GIVEN DATA

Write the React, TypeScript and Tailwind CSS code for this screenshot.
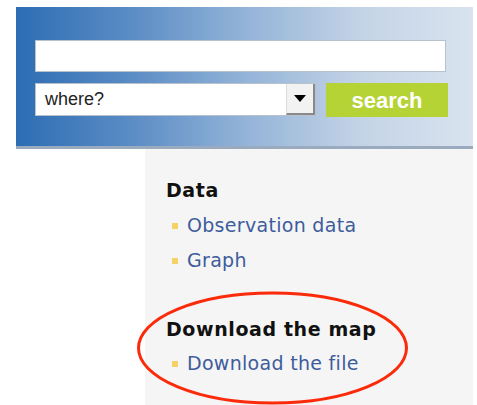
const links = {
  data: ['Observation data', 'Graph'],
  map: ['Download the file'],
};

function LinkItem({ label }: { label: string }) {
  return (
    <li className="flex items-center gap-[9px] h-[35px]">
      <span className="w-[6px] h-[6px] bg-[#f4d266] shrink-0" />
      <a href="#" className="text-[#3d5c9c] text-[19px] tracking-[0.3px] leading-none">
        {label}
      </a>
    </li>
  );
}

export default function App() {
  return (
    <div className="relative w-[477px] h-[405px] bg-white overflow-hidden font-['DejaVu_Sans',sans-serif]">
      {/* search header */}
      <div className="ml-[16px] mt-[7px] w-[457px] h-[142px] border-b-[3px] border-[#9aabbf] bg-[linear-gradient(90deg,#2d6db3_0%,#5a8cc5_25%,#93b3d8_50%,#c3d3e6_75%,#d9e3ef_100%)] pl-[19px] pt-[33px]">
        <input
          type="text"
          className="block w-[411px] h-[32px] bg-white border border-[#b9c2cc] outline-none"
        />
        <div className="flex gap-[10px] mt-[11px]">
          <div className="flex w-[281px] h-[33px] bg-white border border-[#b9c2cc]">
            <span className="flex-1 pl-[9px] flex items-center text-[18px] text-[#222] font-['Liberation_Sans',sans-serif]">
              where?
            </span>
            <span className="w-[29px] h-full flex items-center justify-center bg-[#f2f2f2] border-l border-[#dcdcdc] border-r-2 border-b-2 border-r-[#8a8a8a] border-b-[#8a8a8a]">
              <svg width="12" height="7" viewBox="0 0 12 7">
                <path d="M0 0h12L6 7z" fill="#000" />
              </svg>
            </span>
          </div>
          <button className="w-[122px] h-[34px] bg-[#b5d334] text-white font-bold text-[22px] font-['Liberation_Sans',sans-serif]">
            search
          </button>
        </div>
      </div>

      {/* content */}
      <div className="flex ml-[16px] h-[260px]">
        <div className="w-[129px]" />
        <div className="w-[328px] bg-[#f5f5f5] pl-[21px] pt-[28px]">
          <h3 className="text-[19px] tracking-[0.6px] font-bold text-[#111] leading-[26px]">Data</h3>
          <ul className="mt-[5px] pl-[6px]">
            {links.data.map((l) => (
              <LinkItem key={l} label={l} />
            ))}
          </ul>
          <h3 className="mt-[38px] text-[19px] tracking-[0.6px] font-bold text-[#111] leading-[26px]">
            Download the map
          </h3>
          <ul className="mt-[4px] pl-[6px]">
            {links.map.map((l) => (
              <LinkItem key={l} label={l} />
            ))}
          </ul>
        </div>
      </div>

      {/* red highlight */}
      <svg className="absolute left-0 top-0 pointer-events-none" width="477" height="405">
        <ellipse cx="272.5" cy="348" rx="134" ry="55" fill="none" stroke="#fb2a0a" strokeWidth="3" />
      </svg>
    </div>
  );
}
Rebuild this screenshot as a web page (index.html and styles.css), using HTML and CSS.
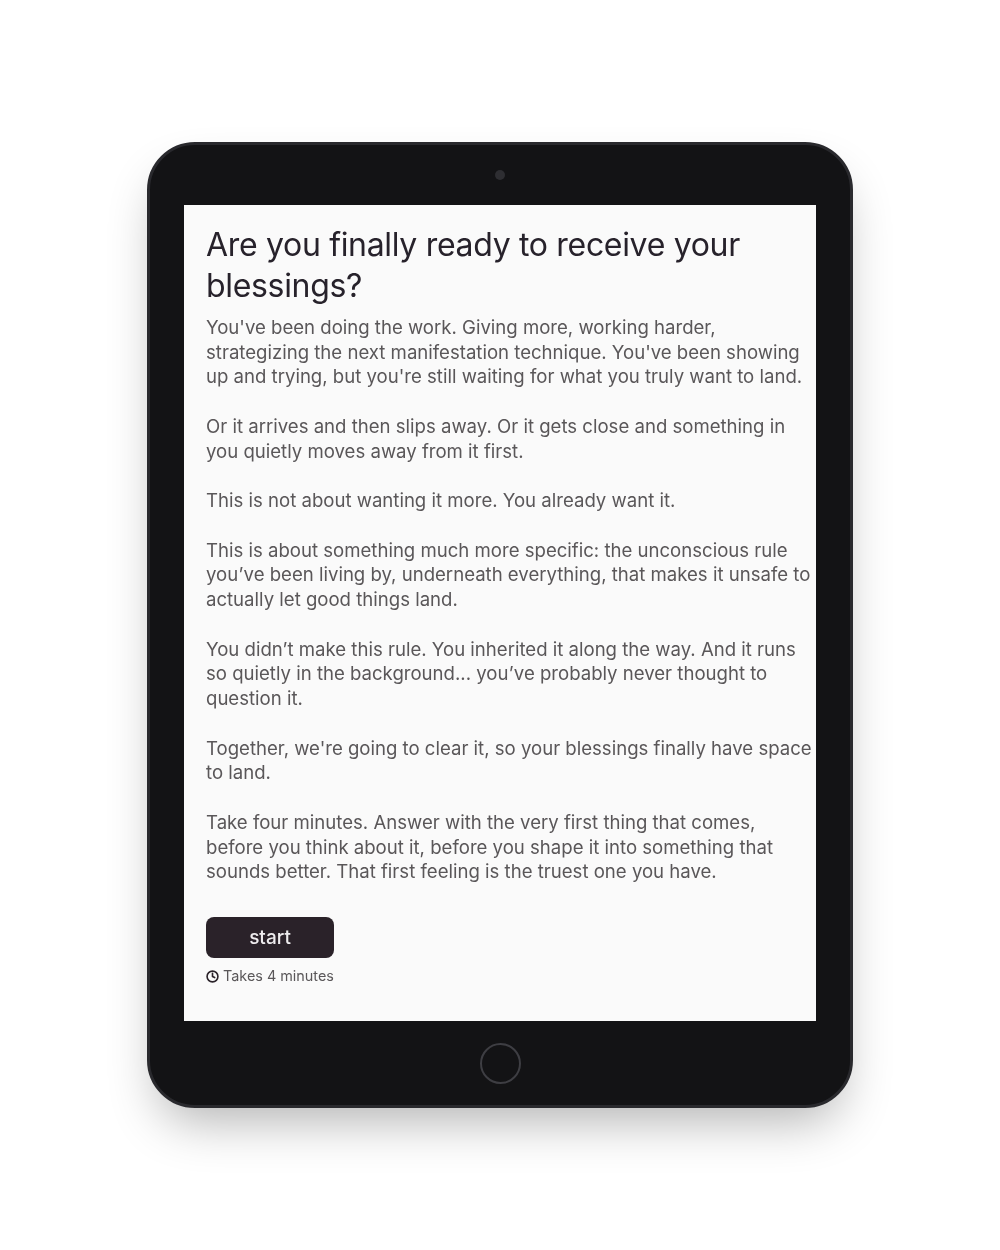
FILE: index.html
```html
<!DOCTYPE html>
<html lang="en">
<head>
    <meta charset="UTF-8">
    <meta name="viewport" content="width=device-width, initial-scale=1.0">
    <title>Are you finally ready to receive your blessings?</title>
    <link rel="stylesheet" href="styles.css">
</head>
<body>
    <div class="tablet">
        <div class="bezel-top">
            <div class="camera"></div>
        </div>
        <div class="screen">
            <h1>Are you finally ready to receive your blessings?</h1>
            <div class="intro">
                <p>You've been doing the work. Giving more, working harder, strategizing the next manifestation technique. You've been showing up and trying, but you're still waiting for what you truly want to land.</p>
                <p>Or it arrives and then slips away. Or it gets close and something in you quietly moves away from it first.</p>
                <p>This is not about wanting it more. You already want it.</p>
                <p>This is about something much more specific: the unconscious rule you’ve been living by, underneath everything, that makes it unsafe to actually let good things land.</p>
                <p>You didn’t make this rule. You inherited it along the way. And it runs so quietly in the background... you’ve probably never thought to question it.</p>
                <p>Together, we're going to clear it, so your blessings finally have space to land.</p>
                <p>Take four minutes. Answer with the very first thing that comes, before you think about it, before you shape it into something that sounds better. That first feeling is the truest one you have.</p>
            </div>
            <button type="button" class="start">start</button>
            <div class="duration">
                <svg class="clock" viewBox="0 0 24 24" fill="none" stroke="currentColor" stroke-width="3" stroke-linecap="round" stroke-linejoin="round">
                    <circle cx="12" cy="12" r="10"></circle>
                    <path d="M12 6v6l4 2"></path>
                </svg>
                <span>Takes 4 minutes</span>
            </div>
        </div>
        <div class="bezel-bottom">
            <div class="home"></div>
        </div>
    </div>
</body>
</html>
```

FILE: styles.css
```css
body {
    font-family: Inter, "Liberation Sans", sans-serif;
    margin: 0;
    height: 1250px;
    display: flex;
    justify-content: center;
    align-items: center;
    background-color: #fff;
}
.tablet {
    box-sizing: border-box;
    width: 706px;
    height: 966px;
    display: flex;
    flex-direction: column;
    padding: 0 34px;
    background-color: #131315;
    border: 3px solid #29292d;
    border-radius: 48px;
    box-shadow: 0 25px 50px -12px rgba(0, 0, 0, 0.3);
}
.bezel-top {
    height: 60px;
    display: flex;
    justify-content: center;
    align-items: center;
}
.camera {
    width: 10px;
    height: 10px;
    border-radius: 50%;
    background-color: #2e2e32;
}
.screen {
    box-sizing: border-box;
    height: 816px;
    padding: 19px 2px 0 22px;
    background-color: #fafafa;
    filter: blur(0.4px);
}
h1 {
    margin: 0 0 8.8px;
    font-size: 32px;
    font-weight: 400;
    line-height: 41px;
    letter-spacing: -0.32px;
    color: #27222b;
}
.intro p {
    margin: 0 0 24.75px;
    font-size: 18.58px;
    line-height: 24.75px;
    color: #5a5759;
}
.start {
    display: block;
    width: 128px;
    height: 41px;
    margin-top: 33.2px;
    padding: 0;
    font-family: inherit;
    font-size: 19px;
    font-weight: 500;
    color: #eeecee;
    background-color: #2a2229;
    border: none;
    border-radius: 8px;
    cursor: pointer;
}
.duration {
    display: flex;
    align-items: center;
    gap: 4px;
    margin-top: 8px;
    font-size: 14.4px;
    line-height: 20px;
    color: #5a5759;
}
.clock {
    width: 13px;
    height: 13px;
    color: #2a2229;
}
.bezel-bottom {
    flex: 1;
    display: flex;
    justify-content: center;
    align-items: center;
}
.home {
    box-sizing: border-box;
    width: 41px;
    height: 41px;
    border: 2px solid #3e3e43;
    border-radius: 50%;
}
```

WRITTEN INSTRUCTION
Your copy of the data above should match it exactly, except that pictures are left out.

TASK SOLUTION
Write the React, TypeScript and Tailwind CSS code for this screenshot.
const links = {
  data: ['Observation data', 'Graph'],
  map: ['Download the file'],
};

function LinkItem({ label }: { label: string }) {
  return (
    <li className="flex items-center gap-[9px] h-[35px]">
      <span className="w-[6px] h-[6px] bg-[#f4d266] shrink-0" />
      <a href="#" className="text-[#3d5c9c] text-[19px] tracking-[0.3px] leading-none">
        {label}
      </a>
    </li>
  );
}

export default function App() {
  return (
    <div className="relative w-[477px] h-[405px] bg-white overflow-hidden font-['DejaVu_Sans',sans-serif]">
      {/* search header */}
      <div className="ml-[16px] mt-[7px] w-[457px] h-[142px] border-b-[3px] border-[#9aabbf] bg-[linear-gradient(90deg,#2d6db3_0%,#5a8cc5_25%,#93b3d8_50%,#c3d3e6_75%,#d9e3ef_100%)] pl-[19px] pt-[33px]">
        <input
          type="text"
          className="block w-[411px] h-[32px] bg-white border border-[#b9c2cc] outline-none"
        />
        <div className="flex gap-[10px] mt-[11px]">
          <div className="flex w-[281px] h-[33px] bg-white border border-[#b9c2cc]">
            <span className="flex-1 pl-[9px] flex items-center text-[18px] text-[#222] font-['Liberation_Sans',sans-serif]">
              where?
            </span>
            <span className="w-[29px] h-full flex items-center justify-center bg-[#f2f2f2] border-l border-[#dcdcdc] border-r-2 border-b-2 border-r-[#8a8a8a] border-b-[#8a8a8a]">
              <svg width="12" height="7" viewBox="0 0 12 7">
                <path d="M0 0h12L6 7z" fill="#000" />
              </svg>
            </span>
          </div>
          <button className="w-[122px] h-[34px] bg-[#b5d334] text-white font-bold text-[22px] font-['Liberation_Sans',sans-serif]">
            search
          </button>
        </div>
      </div>

      {/* content */}
      <div className="flex ml-[16px] h-[260px]">
        <div className="w-[129px]" />
        <div className="w-[328px] bg-[#f5f5f5] pl-[21px] pt-[28px]">
          <h3 className="text-[19px] tracking-[0.6px] font-bold text-[#111] leading-[26px]">Data</h3>
          <ul className="mt-[5px] pl-[6px]">
            {links.data.map((l) => (
              <LinkItem key={l} label={l} />
            ))}
          </ul>
          <h3 className="mt-[38px] text-[19px] tracking-[0.6px] font-bold text-[#111] leading-[26px]">
            Download the map
          </h3>
          <ul className="mt-[4px] pl-[6px]">
            {links.map.map((l) => (
              <LinkItem key={l} label={l} />
            ))}
          </ul>
        </div>
      </div>

      {/* red highlight */}
      <svg className="absolute left-0 top-0 pointer-events-none" width="477" height="405">
        <ellipse cx="272.5" cy="348" rx="134" ry="55" fill="none" stroke="#fb2a0a" strokeWidth="3" />
      </svg>
    </div>
  );
}
Rebuild this screenshot as a web page (index.html and styles.css), using HTML and CSS.
FILE: index.html
```html
<!DOCTYPE html>
<html lang="en">
<head>
    <meta charset="UTF-8">
    <meta name="viewport" content="width=device-width, initial-scale=1.0">
    <title>Are you finally ready to receive your blessings?</title>
    <link rel="stylesheet" href="styles.css">
</head>
<body>
    <div class="tablet">
        <div class="bezel-top">
            <div class="camera"></div>
        </div>
        <div class="screen">
            <h1>Are you finally ready to receive your blessings?</h1>
            <div class="intro">
                <p>You've been doing the work. Giving more, working harder, strategizing the next manifestation technique. You've been showing up and trying, but you're still waiting for what you truly want to land.</p>
                <p>Or it arrives and then slips away. Or it gets close and something in you quietly moves away from it first.</p>
                <p>This is not about wanting it more. You already want it.</p>
                <p>This is about something much more specific: the unconscious rule you’ve been living by, underneath everything, that makes it unsafe to actually let good things land.</p>
                <p>You didn’t make this rule. You inherited it along the way. And it runs so quietly in the background... you’ve probably never thought to question it.</p>
                <p>Together, we're going to clear it, so your blessings finally have space to land.</p>
                <p>Take four minutes. Answer with the very first thing that comes, before you think about it, before you shape it into something that sounds better. That first feeling is the truest one you have.</p>
            </div>
            <button type="button" class="start">start</button>
            <div class="duration">
                <svg class="clock" viewBox="0 0 24 24" fill="none" stroke="currentColor" stroke-width="3" stroke-linecap="round" stroke-linejoin="round">
                    <circle cx="12" cy="12" r="10"></circle>
                    <path d="M12 6v6l4 2"></path>
                </svg>
                <span>Takes 4 minutes</span>
            </div>
        </div>
        <div class="bezel-bottom">
            <div class="home"></div>
        </div>
    </div>
</body>
</html>
```

FILE: styles.css
```css
body {
    font-family: Inter, "Liberation Sans", sans-serif;
    margin: 0;
    height: 1250px;
    display: flex;
    justify-content: center;
    align-items: center;
    background-color: #fff;
}
.tablet {
    box-sizing: border-box;
    width: 706px;
    height: 966px;
    display: flex;
    flex-direction: column;
    padding: 0 34px;
    background-color: #131315;
    border: 3px solid #29292d;
    border-radius: 48px;
    box-shadow: 0 25px 50px -12px rgba(0, 0, 0, 0.3);
}
.bezel-top {
    height: 60px;
    display: flex;
    justify-content: center;
    align-items: center;
}
.camera {
    width: 10px;
    height: 10px;
    border-radius: 50%;
    background-color: #2e2e32;
}
.screen {
    box-sizing: border-box;
    height: 816px;
    padding: 19px 2px 0 22px;
    background-color: #fafafa;
    filter: blur(0.4px);
}
h1 {
    margin: 0 0 8.8px;
    font-size: 32px;
    font-weight: 400;
    line-height: 41px;
    letter-spacing: -0.32px;
    color: #27222b;
}
.intro p {
    margin: 0 0 24.75px;
    font-size: 18.58px;
    line-height: 24.75px;
    color: #5a5759;
}
.start {
    display: block;
    width: 128px;
    height: 41px;
    margin-top: 33.2px;
    padding: 0;
    font-family: inherit;
    font-size: 19px;
    font-weight: 500;
    color: #eeecee;
    background-color: #2a2229;
    border: none;
    border-radius: 8px;
    cursor: pointer;
}
.duration {
    display: flex;
    align-items: center;
    gap: 4px;
    margin-top: 8px;
    font-size: 14.4px;
    line-height: 20px;
    color: #5a5759;
}
.clock {
    width: 13px;
    height: 13px;
    color: #2a2229;
}
.bezel-bottom {
    flex: 1;
    display: flex;
    justify-content: center;
    align-items: center;
}
.home {
    box-sizing: border-box;
    width: 41px;
    height: 41px;
    border: 2px solid #3e3e43;
    border-radius: 50%;
}
```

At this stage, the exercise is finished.